Why travel ot the far corners of the world seeking work? Because the projects are so enticing …

Jason_Prior

Working and designing abroad was the subject of a recent debate to mark the RIBA Journal’s 120th anniversary. Entitled “Home and Away,” I joined Mecanoo’s Francine Houben, AKT II’s Gerry O’Brien and the architect Sunand Prasad to share our different experiences. We discussed the reasons why we travel to the far corners of the world seeking work. As we all know, many practices in the UK today – whether large or small, specialist or multi-disciplinary – are building much of their reputations (and revenue) overseas. We’re especially lucky here in London. It is an international hub of incredible talent in the built environment. We have been able to refine our skills in this complex and multi-layered context, creating global benchmarks in building and exemplary design projects.

Yet I imagine, in the not-so-distant future as the economic balance shifts more and more to the developing world and nurtured talent there continues to emerge, we will be learning from others just as much as they are learning from us. That’s a good thing. There will always be a reason to ship international talent around – cultural mix is such a positive, especially in a global practice like ours – but ultimately we want to work in a world where there are successful local teams and businesses able to create and realise work on their own terms.

Many of these jobs are really quite transformative, for our careers, for my colleagues, and most fundamentally, for the places where we are working. Who can pass those up?

For us at Aecom, we see this happening with our practice in China. We entered the mainland more than 15 years ago, seeing the vast opportunity in the country’s impending (and immediate) mass urban migration from the countryside. The professions needed – urban design, city planning, landscape architecture and planning, environmental remediation – barely existed. There were a couple of universities teaching these subjects to any international standard and certainly there were few domestic guidelines for licensure or the institutional capacity to support them.

Today, Aecom’s business there is a thriving practice with large studios in all the key cities, mostly staffed locally. Many of those staff were educated in America and Europe, but today they are now teaching a new generation of young designers who came of age in the midst of that mass migration to cities. We have studios in not just Beijing and Shanghai, but also in Guangzhou, Chongqing, Shenzhen and others. In the span of 15 years, we have literally helped to build an entire profession. Sitting in London, we already find now that we are learning from the way they work. Inter-disciplinary working, for example, is much more tightly woven into project design there, something we are keen to achieve here.

Personally, I still find it a challenge to work far away from the place where my cultural roots are, so why bother?

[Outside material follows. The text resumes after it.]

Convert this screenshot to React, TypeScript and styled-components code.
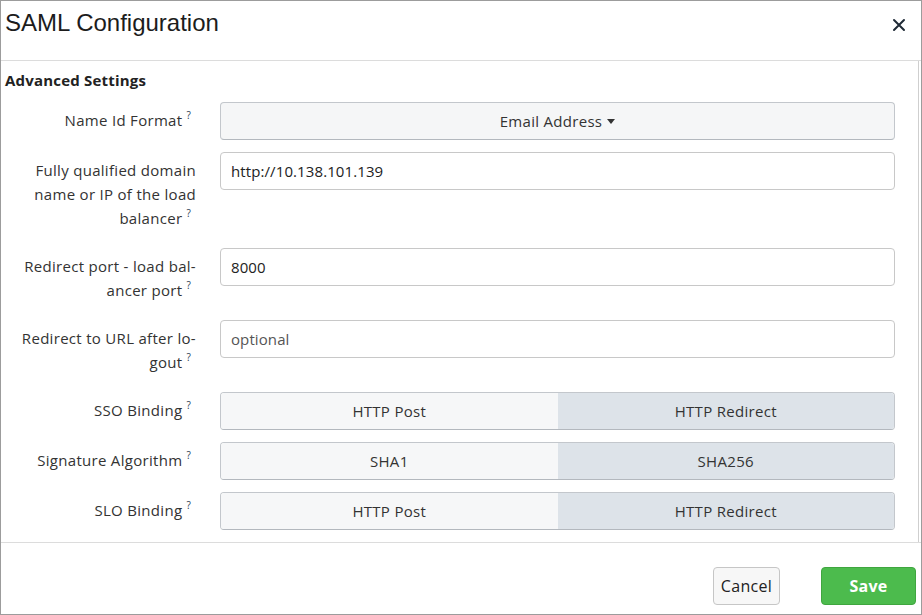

It really just comes down to the projects. They’re enticing, whether it is masterplanning another Olympic Games in the romantic setting of Rio or setting public realm guidelines for a whole country. These are bold projects that draw on our rich London experience. Many of these jobs are really quite transformative, for our careers, for my colleagues, and most fundamentally, for the places where we are working. Who can pass those up?

Many of us here in Europe and in London are incredibly lucky to still be able to use the world as our canvas in such a way. These are dream jobs. It’s worth taking a moment every now and then to remember that. At the end of the evening’s Q+A, someone in the audience asked us what our dream project would be. I thought about it for a minute, put my landscape architect’s hat on, and imagined rolling up my sleeves and getting deeply involved in the re-wilding of a great, open landscape. Where exactly? Somewhere in Northern Europe.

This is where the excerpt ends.